Transportation Minister Todd Stone using the word “plead” as he asks people to restrict driving unless they have proper tires. #bcstorm
— Martin MacMahon (@martinmacmahon) February 8, 2017
Starting this spring, Transportation Minister Todd Stone says you won’t have to pay your deductible if the windshield on your vehicle gets damaged by a rock or other debris. The offer is only available to those with optional coverage.
The province claims the move is being made following public feedback. It also says the offer will help save the public insurer some money at a time when claims are costing millions of dollars. ICBC estimates it will be able to cut costs by roughly $8 million a year. “Windshield repairs cost significantly less than replacements, which will help ICBC reduce its material damage costs while improving service for more than 2.5 million customers across the province,” says Stone.
Currently, ICBC replaces a damaged windshield rather than offer to repair it because repaired windshields often need to be replaced a short time later.
“Moving toward windshield repair rather than full replacement – when possible – is something that will hugely benefit residents in my community and more rural parts of BC,” explains Minister of State for Rural Economic Development Donna Barnett. “Not only will it make dealing with a chipped windshield more convenient, but it will contribute toward lowering the pressures on insurance rates, which is a win-win.”
Last year, ICBC dealt with nearly 110,000 windshield replacement claims which is “a 17 per cent increase in frequency and a 28 per cent increase in average replacement costs compared to 2010.” The average cost of a windshield replacement in 2016 was about $820, whereas fixing a windshield chip costs less than $70.

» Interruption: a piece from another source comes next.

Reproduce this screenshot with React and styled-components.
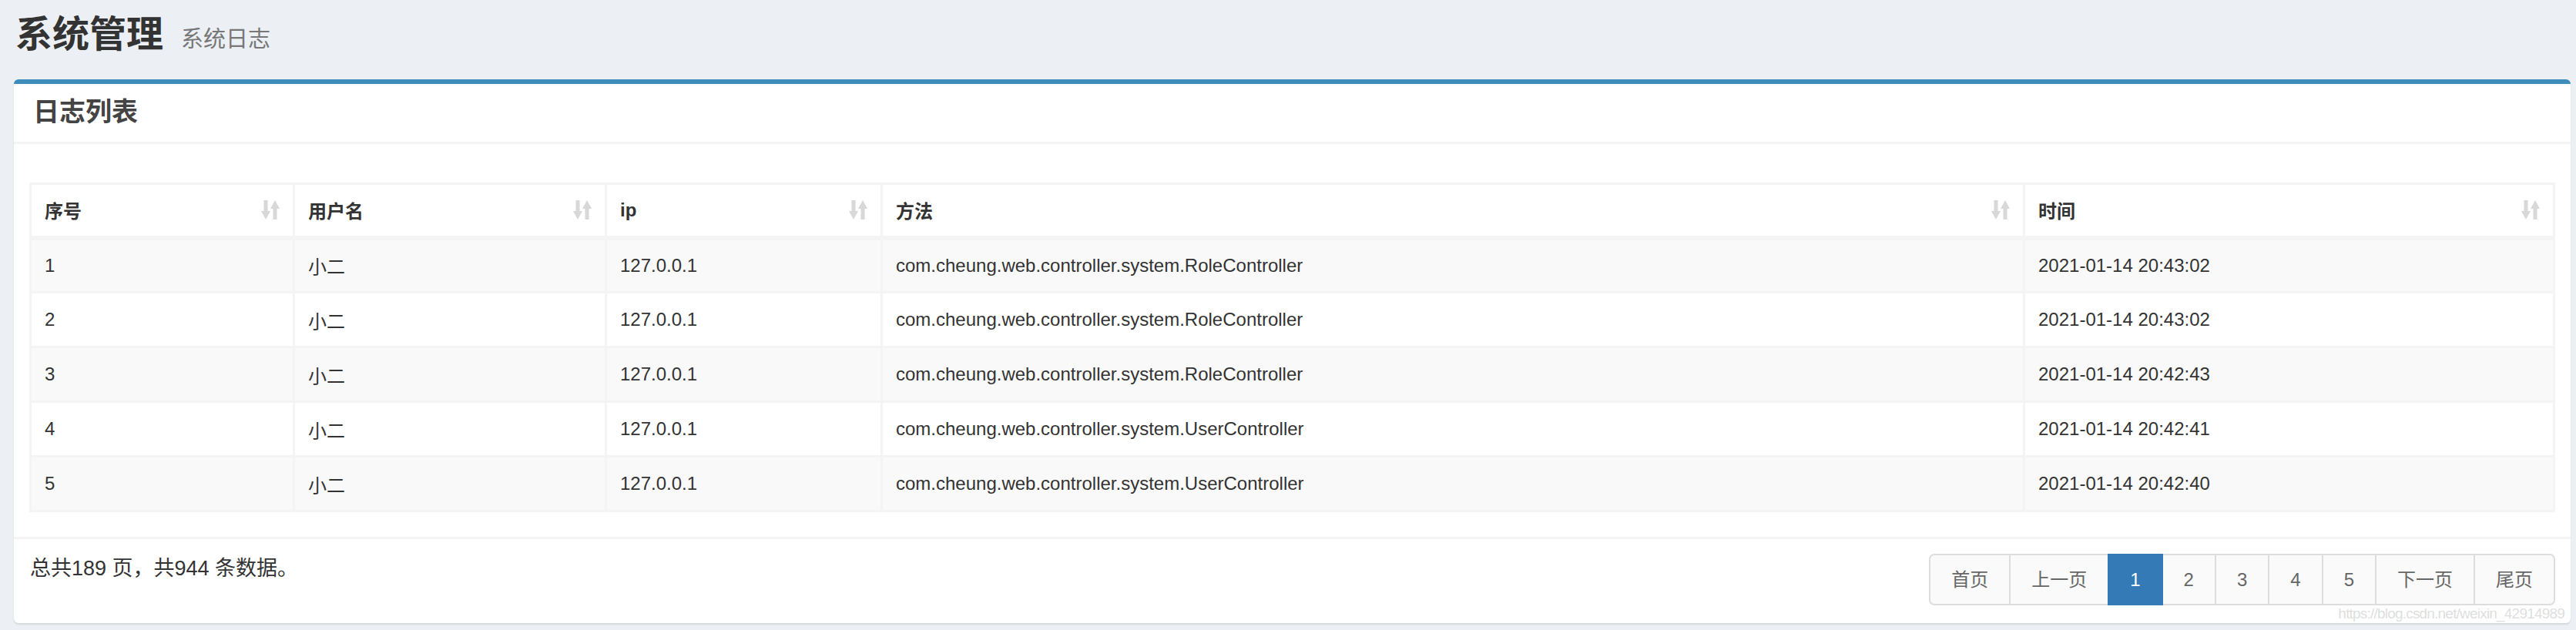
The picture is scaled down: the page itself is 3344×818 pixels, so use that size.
import React from "react"
import styled, { createGlobalStyle } from "styled-components"

const GlobalStyle = createGlobalStyle`
    html, body {
        margin: 0;
        padding: 0;
        background-color: #ecf0f5;
        font-family: "Liberation Sans", "Noto Sans CJK SC", sans-serif;
        color: #333;
    }
    * {
        box-sizing: border-box;
    }
`

const Page = styled.div`
    padding: 0 7px 11px 18px;
`

const ContentHeader = styled.div`
    display: flex;
    align-items: baseline;
    padding: 15px 0 28px 2px;
`

const Title = styled.h1`
    margin: 0;
    font-size: 48px;
    line-height: 60px;
    font-weight: 700;
    color: #333;
`

const SubTitle = styled.small`
    margin-left: 23px;
    font-size: 29px;
    font-weight: 400;
    color: #777;
`

const Box = styled.div`
    position: relative;
    background-color: #ffffff;
    border-top: 6px solid #3c8dbc;
    border-radius: 6px;
    box-shadow: 0 2px 2px rgba(0, 0, 0, 0.1);
`

const BoxHeader = styled.div`
    padding: 19px 25px 22px;
    border-bottom: 3px solid #f4f4f4;

    & h3 {
        margin: 0;
        font-size: 34px;
        line-height: 34px;
        font-weight: 700;
        color: #444;
    }
`

const BoxBody = styled.div`
    padding: 50px 20px 32px;
`

const Table = styled.table`
    width: 100%;
    table-layout: fixed;
    border-collapse: collapse;
    font-size: 24px;
    border: 3px solid #f4f4f4;
`

const Col = styled.col`
    width: ${(p) => (p.$w ? p.$w + "px" : "auto")};
`

const Row = styled.tr`
    height: ${(p) => (p.$head ? 70 : 71)}px;
    background-color: ${(p) => (p.$odd ? "#f9f9f9" : "#ffffff")};
`

const Th = styled.th`
    padding: 0 17px;
    border: 3px solid #f4f4f4;
    border-bottom-width: 6px;
    text-align: left;
    font-weight: 700;
    color: #333;
    vertical-align: middle;
`

const HeadInner = styled.div`
    display: flex;
    align-items: center;
    justify-content: space-between;
`

const Td = styled.td`
    padding: 0 17px;
    border: 3px solid #f4f4f4;
    color: #333;
    vertical-align: middle;
    white-space: nowrap;
`

const BoxFooter = styled.div`
    display: flex;
    justify-content: space-between;
    align-items: flex-start;
    padding: 19px 20px 23px 21px;
    border-top: 3px solid #f4f4f4;
`

const Summary = styled.div`
    font-size: 27px;
    line-height: 38px;
    color: #333;
`

const Pagination = styled.div`
    display: flex;
`

const PageItem = styled.a`
    display: block;
    height: 67px;
    padding: 0 27px;
    margin-left: -2px;
    font-size: 24px;
    line-height: 63px;
    color: ${(p) => (p.$active ? "#ffffff" : "#666")};
    background-color: ${(p) => (p.$active ? "#337ab7" : "#fafafa")};
    border: 2px solid ${(p) => (p.$active ? "#337ab7" : "#dddddd")};
    position: relative;
    z-index: ${(p) => (p.$active ? 2 : 1)};
    cursor: pointer;

    &:first-child {
        margin-left: 0;
        border-radius: 7px 0 0 7px;
    }
    &:last-child {
        border-radius: 0 7px 7px 0;
    }
`

const Watermark = styled.span`
    position: absolute;
    right: 8px;
    bottom: 1px;
    font-size: 19px;
    letter-spacing: -0.8px;
    color: rgba(180, 180, 180, 0.45);
    pointer-events: none;
`

const SortIcon = () => (
    <svg width="24" height="25" viewBox="0 0 24 25">
        <g fill="#d8d8d8">
            <rect x="3.5" y="0" width="5" height="17" />
            <polygon points="0,14 12,14 6,25" />
            <polygon points="12,11 24,11 18,0" />
            <rect x="15.5" y="8" width="5" height="17" />
        </g>
    </svg>
)

const columns = [
    { title: "序号", width: 342 },
    { title: "用户名", width: 405 },
    { title: "ip", width: 358 },
    { title: "方法", width: 1483 },
    { title: "时间" },
]

const logs = [
    { id: 1, user: "小二", ip: "127.0.0.1", method: "com.cheung.web.controller.system.RoleController", time: "2021-01-14 20:43:02" },
    { id: 2, user: "小二", ip: "127.0.0.1", method: "com.cheung.web.controller.system.RoleController", time: "2021-01-14 20:43:02" },
    { id: 3, user: "小二", ip: "127.0.0.1", method: "com.cheung.web.controller.system.RoleController", time: "2021-01-14 20:42:43" },
    { id: 4, user: "小二", ip: "127.0.0.1", method: "com.cheung.web.controller.system.UserController", time: "2021-01-14 20:42:41" },
    { id: 5, user: "小二", ip: "127.0.0.1", method: "com.cheung.web.controller.system.UserController", time: "2021-01-14 20:42:40" },
]

const pages = ["首页", "上一页", "1", "2", "3", "4", "5", "下一页", "尾页"]

export default function App() {
    return (
        <Page>
            <GlobalStyle />
            <ContentHeader>
                <Title>系统管理</Title>
                <SubTitle>系统日志</SubTitle>
            </ContentHeader>

            <Box>
                <BoxHeader>
                    <h3>日志列表</h3>
                </BoxHeader>

                <BoxBody>
                    <Table>
                        <colgroup>
                            {columns.map((c) => (
                                <Col key={c.title} $w={c.width} />
                            ))}
                        </colgroup>
                        <thead>
                            <Row $head>
                                {columns.map((c) => (
                                    <Th key={c.title}>
                                        <HeadInner>
                                            <span>{c.title}</span>
                                            <SortIcon />
                                        </HeadInner>
                                    </Th>
                                ))}
                            </Row>
                        </thead>
                        <tbody>
                            {logs.map((log, i) => (
                                <Row key={log.id} $odd={i % 2 === 0}>
                                    <Td>{log.id}</Td>
                                    <Td>{log.user}</Td>
                                    <Td>{log.ip}</Td>
                                    <Td>{log.method}</Td>
                                    <Td>{log.time}</Td>
                                </Row>
                            ))}
                        </tbody>
                    </Table>
                </BoxBody>

                <BoxFooter>
                    <Summary>总共189 页，共944 条数据。</Summary>
                    <Pagination>
                        {pages.map((p) => (
                            <PageItem key={p} $active={p === "1"}>
                                {p}
                            </PageItem>
                        ))}
                    </Pagination>
                </BoxFooter>

                <Watermark>https://blog.csdn.net/weixin_42914989</Watermark>
            </Box>
        </Page>
    )
}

It’s estimated 8,000 fewer windshields will be in BC landfills each year due to this initiative.
NDP attacks move
Not everyone is happy with the move. Before 2001, drivers could have their windshield repaired at no cost, argues NDP ICBC critic Adrian Dix.
“This was the policy of ICBC before the Liberals decided to stick it to ICBC customers for 15 years,” explains Dix. “This was the policy of ICBC until November 2001 when the Liberals changed it. They’re reinstating what the policy was under the NDP, but what they’re admitting today, to be clear, is that the policy was not only bad for drivers, not only drivers in the interior, but bad for ICBC itself. And they’ve been doing it for 15 years.”
He says the BC Liberals should be “embarrassed” by their move to scrap the policy in 2001, and says this announcement is an admission they made the wrong decision then.